▶ _OBJECTIVE_: List all lines in the material below that contain "React".

▶ _MATERIAL_:
+ + + + +

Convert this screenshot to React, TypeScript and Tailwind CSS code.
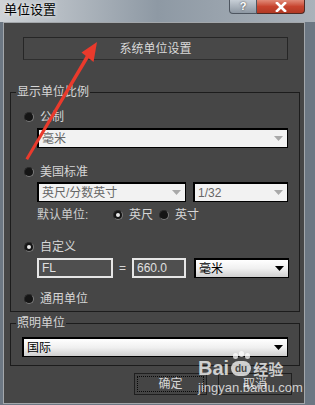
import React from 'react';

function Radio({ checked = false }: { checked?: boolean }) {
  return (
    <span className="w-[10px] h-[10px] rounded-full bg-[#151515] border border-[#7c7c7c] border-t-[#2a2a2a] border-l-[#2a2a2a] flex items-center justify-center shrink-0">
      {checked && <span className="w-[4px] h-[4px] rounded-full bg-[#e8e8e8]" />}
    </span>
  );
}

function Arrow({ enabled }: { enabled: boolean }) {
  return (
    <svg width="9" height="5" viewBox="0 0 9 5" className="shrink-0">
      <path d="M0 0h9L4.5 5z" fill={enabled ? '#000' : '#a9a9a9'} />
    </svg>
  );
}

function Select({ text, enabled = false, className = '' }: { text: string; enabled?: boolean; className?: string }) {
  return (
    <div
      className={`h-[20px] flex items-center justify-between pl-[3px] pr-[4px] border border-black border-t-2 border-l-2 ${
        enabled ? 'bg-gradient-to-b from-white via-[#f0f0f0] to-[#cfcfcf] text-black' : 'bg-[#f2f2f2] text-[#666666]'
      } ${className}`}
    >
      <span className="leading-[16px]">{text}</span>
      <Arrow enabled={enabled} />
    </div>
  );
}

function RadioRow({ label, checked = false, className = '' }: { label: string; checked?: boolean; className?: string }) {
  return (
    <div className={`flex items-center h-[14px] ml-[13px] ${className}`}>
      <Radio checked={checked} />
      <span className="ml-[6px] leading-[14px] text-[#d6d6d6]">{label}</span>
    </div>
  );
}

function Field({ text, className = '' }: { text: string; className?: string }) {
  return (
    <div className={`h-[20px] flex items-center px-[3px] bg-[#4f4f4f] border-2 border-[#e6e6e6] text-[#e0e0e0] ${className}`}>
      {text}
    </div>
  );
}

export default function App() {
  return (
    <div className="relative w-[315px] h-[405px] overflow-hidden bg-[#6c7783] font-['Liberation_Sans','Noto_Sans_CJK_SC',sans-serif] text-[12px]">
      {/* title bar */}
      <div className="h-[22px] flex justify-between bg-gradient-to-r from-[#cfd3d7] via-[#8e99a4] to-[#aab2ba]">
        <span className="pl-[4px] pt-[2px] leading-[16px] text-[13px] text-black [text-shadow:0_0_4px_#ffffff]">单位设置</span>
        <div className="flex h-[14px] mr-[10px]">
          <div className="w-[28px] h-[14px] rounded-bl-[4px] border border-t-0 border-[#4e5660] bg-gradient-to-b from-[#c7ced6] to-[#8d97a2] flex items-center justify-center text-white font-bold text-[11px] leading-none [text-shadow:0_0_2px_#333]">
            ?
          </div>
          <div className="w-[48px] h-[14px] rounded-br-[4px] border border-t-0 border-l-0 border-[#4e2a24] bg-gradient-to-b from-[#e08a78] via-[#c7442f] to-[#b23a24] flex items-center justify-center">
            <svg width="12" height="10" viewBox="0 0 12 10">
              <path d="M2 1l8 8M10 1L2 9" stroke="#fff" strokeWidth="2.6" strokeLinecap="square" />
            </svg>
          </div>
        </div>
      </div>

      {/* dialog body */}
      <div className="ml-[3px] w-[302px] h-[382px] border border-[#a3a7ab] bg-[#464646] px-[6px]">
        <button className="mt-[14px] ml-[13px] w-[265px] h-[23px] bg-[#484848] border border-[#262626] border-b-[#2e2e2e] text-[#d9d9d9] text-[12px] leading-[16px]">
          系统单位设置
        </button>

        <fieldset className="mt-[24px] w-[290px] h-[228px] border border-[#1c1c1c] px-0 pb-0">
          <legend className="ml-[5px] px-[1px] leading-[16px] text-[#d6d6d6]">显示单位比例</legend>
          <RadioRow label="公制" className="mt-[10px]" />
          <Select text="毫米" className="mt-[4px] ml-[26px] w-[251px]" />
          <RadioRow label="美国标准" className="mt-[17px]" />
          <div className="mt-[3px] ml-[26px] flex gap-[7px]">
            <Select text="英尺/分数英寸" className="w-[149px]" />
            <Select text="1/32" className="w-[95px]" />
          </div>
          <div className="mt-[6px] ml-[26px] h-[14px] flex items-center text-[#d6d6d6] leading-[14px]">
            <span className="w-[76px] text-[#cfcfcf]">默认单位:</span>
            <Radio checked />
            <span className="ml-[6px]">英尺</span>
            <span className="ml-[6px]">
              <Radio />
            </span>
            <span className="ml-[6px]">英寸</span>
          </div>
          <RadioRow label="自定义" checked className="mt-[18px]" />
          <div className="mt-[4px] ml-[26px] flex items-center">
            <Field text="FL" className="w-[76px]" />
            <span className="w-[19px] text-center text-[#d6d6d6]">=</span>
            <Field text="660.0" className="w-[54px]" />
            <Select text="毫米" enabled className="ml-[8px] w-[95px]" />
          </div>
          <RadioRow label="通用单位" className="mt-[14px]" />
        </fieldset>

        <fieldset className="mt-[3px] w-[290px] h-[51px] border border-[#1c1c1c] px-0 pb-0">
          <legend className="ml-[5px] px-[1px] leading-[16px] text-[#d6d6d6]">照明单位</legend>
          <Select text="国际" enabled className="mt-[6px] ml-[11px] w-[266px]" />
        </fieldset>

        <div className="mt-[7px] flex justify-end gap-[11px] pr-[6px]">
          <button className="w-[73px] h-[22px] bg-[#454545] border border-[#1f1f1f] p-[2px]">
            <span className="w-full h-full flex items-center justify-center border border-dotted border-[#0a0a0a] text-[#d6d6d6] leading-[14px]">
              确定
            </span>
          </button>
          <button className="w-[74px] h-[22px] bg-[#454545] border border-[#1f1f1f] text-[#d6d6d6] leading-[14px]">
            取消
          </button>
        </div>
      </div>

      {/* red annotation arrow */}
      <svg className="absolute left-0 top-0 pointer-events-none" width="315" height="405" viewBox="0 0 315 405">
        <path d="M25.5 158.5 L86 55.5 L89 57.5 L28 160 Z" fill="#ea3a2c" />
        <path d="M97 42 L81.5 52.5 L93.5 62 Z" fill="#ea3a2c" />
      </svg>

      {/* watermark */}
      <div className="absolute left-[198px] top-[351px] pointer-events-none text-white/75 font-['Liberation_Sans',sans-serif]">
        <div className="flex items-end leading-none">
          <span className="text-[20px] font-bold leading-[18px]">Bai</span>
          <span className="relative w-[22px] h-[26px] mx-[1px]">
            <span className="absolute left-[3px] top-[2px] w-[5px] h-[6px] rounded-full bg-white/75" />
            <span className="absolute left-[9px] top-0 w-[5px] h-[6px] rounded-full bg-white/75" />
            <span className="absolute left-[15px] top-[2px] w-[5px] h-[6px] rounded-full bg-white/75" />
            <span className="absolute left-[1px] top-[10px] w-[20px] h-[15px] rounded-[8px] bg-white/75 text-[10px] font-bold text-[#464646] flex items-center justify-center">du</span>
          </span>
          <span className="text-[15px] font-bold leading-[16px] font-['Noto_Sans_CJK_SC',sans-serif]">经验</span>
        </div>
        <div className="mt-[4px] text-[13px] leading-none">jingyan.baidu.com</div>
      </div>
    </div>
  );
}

+ + + + +

▶ _EXPECTED ANSWER_:
Convert this screenshot to React, TypeScript and Tailwind CSS code.
import React from 'react';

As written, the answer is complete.